Cite the Model's Sources

Establishing trust with users who interact with a chatbot is crucial. To ensure transparency, it's best to cite the documents used to inform an answer since LLMs can be wrong on occasion. This allows the user to go review sources and verify the results are accurate. Citing the sources allows users to verify the information returned and build trust, although not everyone will check them.

Screen Shot 2023-08-14 at 4.01.35 PM

Audit User Input

Once a chatbot is released for production, it's important to assess whether the user perceives its responses as accurate. One way is to add a feedback mechanism to let you know what is going on. Whether that be a way to flag the response or a way to contact customer support.

This feedback can let you know what issues there might be with the LLM. If the chatbot repeatedly answers a specific topic incorrectly, the data for that topic can be examined. Perhaps it has malformed data and needs to be cleaned up, or more information needs to be embedded for the LLM to reference. User input will allow us to focus on any particular dataset that needs to be modified.

Acceptance: LLMs Are Occasionally Wrong

I found it interesting in the AI community most people do not worry about their chatbot hallucinating once they have it to a point where it’s answering the majority of questions correctly. The AI community understands that models aren’t perfect and that they occasionally make mistakes. It is impossible to guarantee that the chatbot's answers will be correct 100% of the time.

Does the general public know this as well?


ChatGPT informs the user that it may provide inaccurate answers, and welcomes feedback. Perhaps developers should add copy to let users know the chatbot isn't perfect. However, that is a decision each development team should have to make for themselves.

The Levers to Eliminate Hallucinations

Numerous techniques exist to tackle and mitigate hallucinations. Providing more data in embeddings, cleaning the data, prompt engineering, citing sources, LLM settings, and gathering user input will allow you to gain a bit more control over how your chatbot responds.

When iterating on changes, make sure to take small steps so you know what changes are most effective for the application. Although there is still the possibility of inaccurate responses, we can expect fewer concerns in the future as models continue to advance.
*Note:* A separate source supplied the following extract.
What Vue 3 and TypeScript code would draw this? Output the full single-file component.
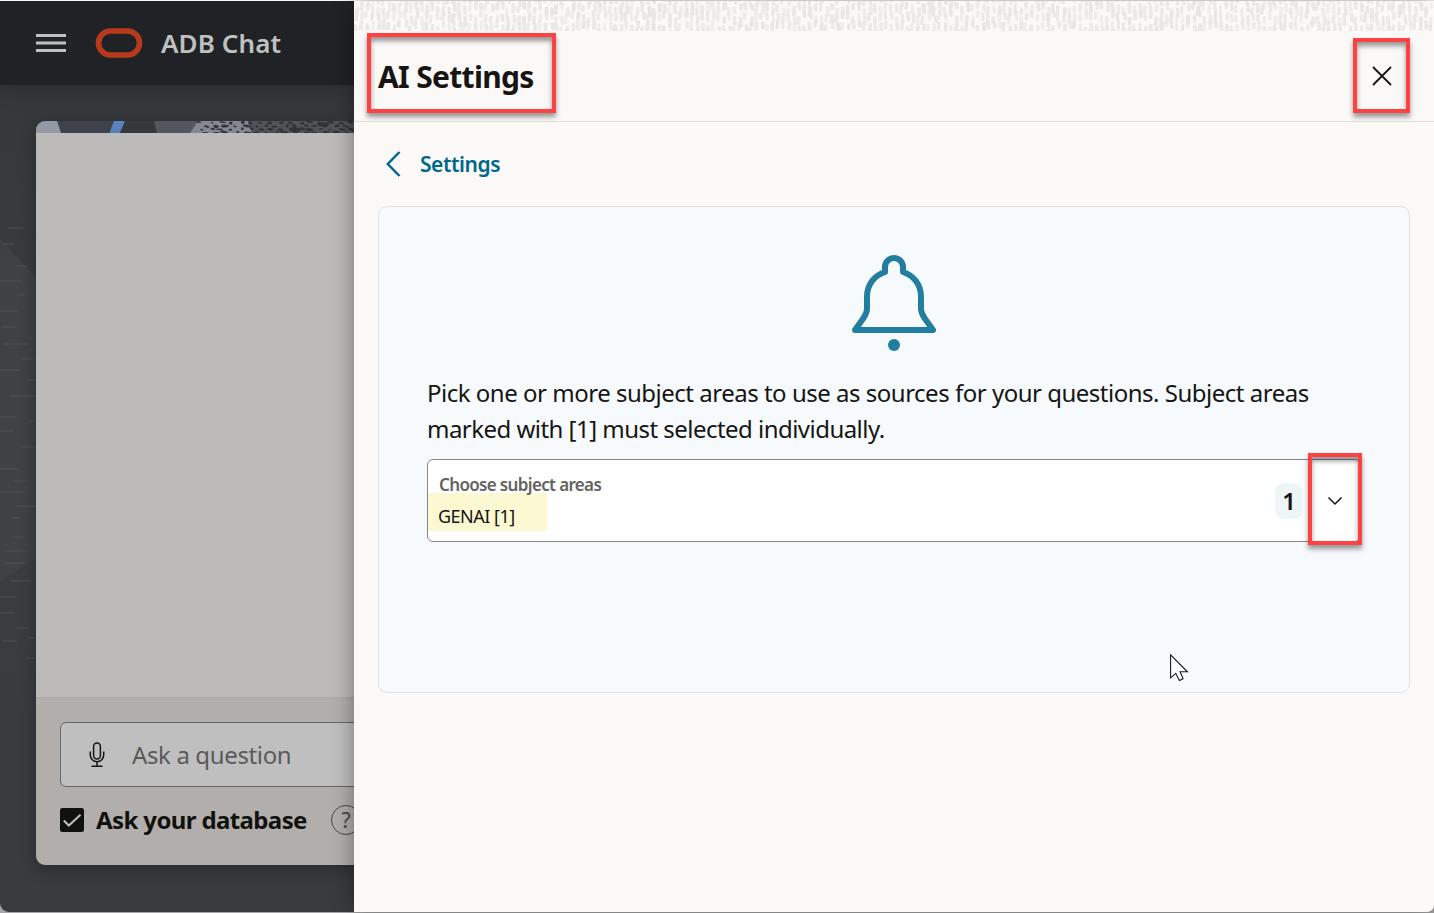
<script setup lang="ts">
interface Mark { x: number; y: number; w: number; h: number; r: number; o: number }

function rng(seed: number) {
  let s = seed
  return () => {
    s = (s * 16807) % 2147483647
    return s / 2147483647
  }
}

const a = rng(77)
const flecks: Mark[] = []
for (let row = -1; row < 4; row++) {
  for (let i = 0; i < 200; i++) {
    flecks.push({ x: i * 5.4 + a() * 2, y: row * 9 + a() * 7, w: 2.8 + a() * 1.2, h: 7 + a() * 4, r: -7 + a() * 14, o: 0.6 + a() * 0.4 })
  }
}

const b = rng(31)
const stones: Mark[] = []
for (let row = 0; row < 4; row++) {
  for (let i = 0; i < 16; i++) {
    stones.push({ x: 163 + i * 10 + (row % 2) * 5 + b() * 4, y: 1 + row * 3.3 + b() * 1.4, w: 1.2 + b() * 3, h: 0.7 + b() * 0.9, r: -5 + b() * 20, o: 0.9 })
  }
}
stones.push({ x: 259, y: 8.5, w: 6, h: 2.4, r: 5, o: 1 }, { x: 287, y: 3.5, w: 6, h: 2.2, r: 3, o: 1 })

const dashes: number[][] = [
  [8, 27, 16], [3, 43, 12], [15, 65, 13], [0, 80, 22], [17, 94, 8], [0, 110, 18], [1, 126, 15], [4, 143, 24],
  [21, 158, 13], [0, 169, 20], [27, 179, 9], [10, 195, 26], [0, 216, 16], [28, 220, 8], [0, 230, 14],
  [20, 246, 16], [0, 268, 20], [13, 280, 14], [0, 291, 25], [16, 305, 20], [11, 317, 9], [12, 336, 12],
  [4, 350, 23], [4, 362, 21], [10, 380, 21], [0, 396, 16], [0, 412, 15], [16, 427, 13], [27, 437, 9],
  [2, 440, 15], [26, 457, 10],
]
</script>

<template>
  <div class="window">
    <div class="app">
      <header class="topbar">
        <svg class="menu" width="30" height="18" viewBox="0 0 30 18"><path d="M0 1.500h30M0 9h30M0 16.500h30" stroke="#c0c0c0" stroke-width="3" /></svg>
        <svg class="logo" width="48" height="30" viewBox="0 0 48 30"><rect x="3.500" y="3" width="41" height="24" rx="12" fill="none" stroke="#b73a1d" stroke-width="5.600" /></svg>
        <span class="brand">ADB Chat</span>
      </header>
      <main class="stage">
        <svg class="backdrop" width="36" height="480" viewBox="0 0 36 480">
          <path d="M0 38L36 78V358L0 382Z" fill="#3e4245" />
          <g fill="#505556" opacity=".4"><rect v-for="(d, i) in dashes" :key="i" :x="d[0]" :y="d[1]" :width="d[2]" height="2" rx="1" /></g>
        </svg>
        <section class="chat">
          <svg class="strip" width="330" height="12" viewBox="0 0 330 12">
            <rect width="330" height="12" fill="#3e424a" />
            <path d="M0 0H21L25 12H0Z" fill="#949aa5" />
            <path d="M78 0H89L84 12H73.500Z" fill="#5a82bd" />
            <path d="M89 0H118L121 12H84Z" fill="#36393c" />
            <path d="M118 0H162L154 12H121Z" fill="#52565e" />
            <path d="M162 0H212L216 12H154Z" fill="#838893" />
            <path d="M212 0H330V12H216Z" fill="#505358" />
            <ellipse v-for="(s, i) in stones" :key="i" :cx="s.x" :cy="s.y" :rx="s.w" :ry="s.h" fill="#303236" :transform="`rotate(${s.r} ${s.x} ${s.y})`" />
          </svg>
          <div class="messages"></div>
          <div class="composer">
            <div class="ask">
              <svg class="mic" width="16" height="26" viewBox="0 0 16 26" fill="none" stroke="#151515" stroke-width="1.500"><rect x="4.600" y="1" width="6.800" height="16" rx="3.400" /><path d="M1.300 9.500V13a6.700 6.700 0 0 0 13.400 0V9.500M8 19.500V24M2.500 24.200h11" /></svg>
              <span class="placeholder">Ask a question</span>
            </div>
            <div class="option">
              <svg class="check" width="24" height="24" viewBox="0 0 24 24"><rect width="24" height="24" rx="2.500" fill="#11120f" /><path d="M3.800 12.500l5 5L20.500 6.800" fill="none" stroke="#c0bebc" stroke-width="2" /></svg>
              <span class="optlabel">Ask your database</span>
              <span class="help"><span>?</span></span>
            </div>
          </div>
        </section>
      </main>
    </div>

    <aside class="drawer">
      <svg class="texture" width="1080" height="30" viewBox="0 0 1080 30">
        <rect v-for="(f, i) in flecks" :key="i" :x="f.x" :y="f.y" :width="f.w" :height="f.h" rx="1.500" fill="#e8e6e4" :opacity="f.o" :transform="`rotate(${f.r} ${f.x} ${f.y})`" />
      </svg>
      <div class="heading">
        <div class="callout title-box"><h1>AI Settings</h1></div>
        <div class="callout close-box">
          <svg width="20" height="20" viewBox="0 0 20 20"><path d="M1 1L19 19M19 1L1 19" stroke="#161513" stroke-width="1.800" /></svg>
        </div>
      </div>
      <a class="back">
        <svg width="16" height="26" viewBox="0 0 16 26"><path d="M14.500 1L2.800 13L14.500 25" fill="none" stroke="#00688c" stroke-width="2.500" /></svg>
        <span>Settings</span>
      </a>
      <section class="card">
        <svg class="bell" width="86" height="98" viewBox="0 0 86 98">
          <path d="M34 18V13a9 9 0 0 1 18 0v5C63 21.500 70 31 70 42.500v12c0 4 1.800 7 3.800 10L82 76H4l8.200-11.500c2-3 3.800-6 3.800-10v-12C16 31 23 21.500 34 18" fill="none" stroke="#227e9e" stroke-width="6" stroke-linecap="round" stroke-linejoin="round" />
          <circle cx="43" cy="91" r="6" fill="#227e9e" />
        </svg>
        <p><span class="line1">Pick one or more subject areas to use as sources for your questions. Subject areas</span><br /><span class="line2">marked with [1] must selected individually.</span></p>
        <div class="select">
          <div class="field">
            <span class="label">Choose subject areas</span>
            <div class="value"><span>GENAI [1]</span></div>
          </div>
          <span class="count">1</span>
          <div class="callout arrow-box">
            <svg width="16" height="10" viewBox="0 0 16 10"><path d="M1.500 1.500L8 8L14.500 1.500" fill="none" stroke="#161513" stroke-width="1.500" /></svg>
          </div>
        </div>
      </section>
    </aside>
    <svg class="cursor" width="20" height="29" viewBox="0 0 20 29"><path d="M.6.800V23.800L5.800 19.300L9.400 26.600L13.100 24.800L10.100 17.800H17.400Z" fill="#fff" stroke="#171b26" stroke-width="1.100" /></svg>
  </div>
</template>

<style>
html, body { margin: 0; background: #fff; }
</style>

<style scoped>
* { box-sizing: border-box; }
.window { position: relative; display: flex; width: 1434px; height: 913px; padding-top: 1px; overflow: hidden; background: #a6a6a6; font-family: "Noto Sans", "Open Sans", sans-serif; color: #161513; }
.window::before { content: ""; position: absolute; left: 0; top: 0; width: 100%; height: 1px; background: #fdf8f4; }
.app { width: 354px; height: 911px; display: flex; flex-direction: column; overflow: hidden; background: linear-gradient(#34373a, #3a3e41 45%, #3a3b3f 80%); border-bottom-left-radius: 9px; }
.topbar { position: relative; flex: none; height: 84px; display: flex; align-items: center; padding-left: 36px; background: #212225; box-shadow: 0 3px 20px rgba(0,0,0,.25); }
.logo { margin-left: 29px; }
.brand { margin-left: 18px; font-size: 26px; font-weight: 600; color: #c0c0c0; white-space: nowrap; letter-spacing: .1px; }
.stage { position: relative; flex: 1; padding: 36px 0 0 36px; }
.backdrop { position: absolute; left: 0; top: 115px; }
.chat { position: relative; width: 330px; height: 744px; border-radius: 9px; overflow: hidden; box-shadow: 0 4px 16px rgba(0,0,0,.3); }
.strip { display: block; }
.strip, .messages, .composer { width: 330px; }
.messages { height: 564px; background: #bcbbb9; }
.composer { height: 168px; padding: 24px 0 0 24px; background: #b2aeab; border-top: 1px solid #aaa9a8; }
.ask { height: 65px; display: flex; align-items: center; border: 1px solid #666; border-radius: 6px; background: #bfbfbf; }
.mic { margin-left: 28px; }
.placeholder { margin-left: 27px; font-size: 24px; color: #5a5a5a; white-space: nowrap; letter-spacing: -.37px; }
.option { display: flex; align-items: center; height: 30px; margin-top: 18px; }
.optlabel { margin-left: 12px; width: 211px; font-size: 24px; font-weight: 700; line-height: 30px; white-space: nowrap; color: #11120f; letter-spacing: -.62px; }
.help { flex: none; margin-left: 24px; width: 30px; height: 30px; border: 1.500px solid #484745; border-radius: 50%; display: grid; place-items: center; font-size: 21px; line-height: 25px; color: #484745; }
.drawer { position: relative; width: 1080px; height: 911px; display: flex; flex-direction: column; background: #faf9f7; box-shadow: 0 0 22px rgba(0,0,0,.4); border-bottom-right-radius: 7px; }
.texture { flex: none; display: block; overflow: hidden; border-radius: 9px 9px 0 0; }
.heading { flex: none; height: 91px; display: flex; justify-content: space-between; align-items: flex-start; padding: 2px 24px 0 13px; border-bottom: 1px solid #e0dedc; }
.callout { border: 4px solid #fe4241; box-shadow: 0 4px 5px rgba(0,0,0,.4), inset 0 4px 5px rgba(0,0,0,.4); }
.title-box { width: 189px; height: 80px; padding-left: 7px; display: flex; align-items: center; }
h1 { margin: 8px 0 0; font-size: 30px; line-height: 40px; font-weight: 700; white-space: nowrap; letter-spacing: -.68px; }
.close-box { width: 57px; height: 75px; margin-top: 5px; padding-left: 1px; display: grid; place-items: center; }
.back { display: flex; align-items: center; height: 30px; margin: 27px 0 27px 31px; gap: 19px; font-size: 21px; font-weight: 600; color: #00688c; letter-spacing: -.45px; }
.card { display: flex; flex-direction: column; align-items: flex-start; width: 1032px; height: 487px; margin-left: 24px; padding: 47px 48px 0 48px; background: #f6fafd; border: 1px solid #e0e1e1; border-radius: 9px; }
.bell { flex: none; align-self: center; }
p { width: 935px; margin: 23px 0 0; font-size: 24px; line-height: 36px; white-space: nowrap; }
.line1 { letter-spacing: -.49px; }
.line2 { letter-spacing: -.53px; }
.select { width: 934px; height: 83px; margin-top: 12px; display: flex; align-items: center; background: #fff; border: 1px solid #85858a; border-radius: 6px; flex: none; }
.field { flex: 1; height: 81px; padding-top: 15px; }
.label { display: block; margin-left: 11px; font-size: 17px; line-height: 20px; font-weight: 600; color: #64635f; letter-spacing: -.65px; }
.value { width: 119px; height: 38px; margin-top: -2px; padding: 6px 0 0 10px; background: #fbf8d2; font-size: 18px; letter-spacing: -.5px; }
.value span { display: block; line-height: 34px; }
.count { width: 28px; height: 36px; border-radius: 9px; background: #edf5f6; display: grid; place-items: center; font-size: 24px; font-weight: 600; }
.arrow-box { position: relative; top: -2px; width: 54px; height: 92px; padding-top: 4px; margin: 0 -2px 0 5px; display: grid; place-items: center; flex: none; }
.cursor { position: absolute; left: 1170px; top: 654px; }
</style>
Prompt engineering currently serves as a great tool. However, models like GPT4 are being trained to create their own prompts. Eventually prompt engineering will become a thing of the past. AI Technology is rapidly evolving and changing every day. Experimentation is the key to creating successful AI solutions. Embrace the tools provided, continue researching new technology as it comes out, and you’ll be on your way to creating an AI solution you’re happy with.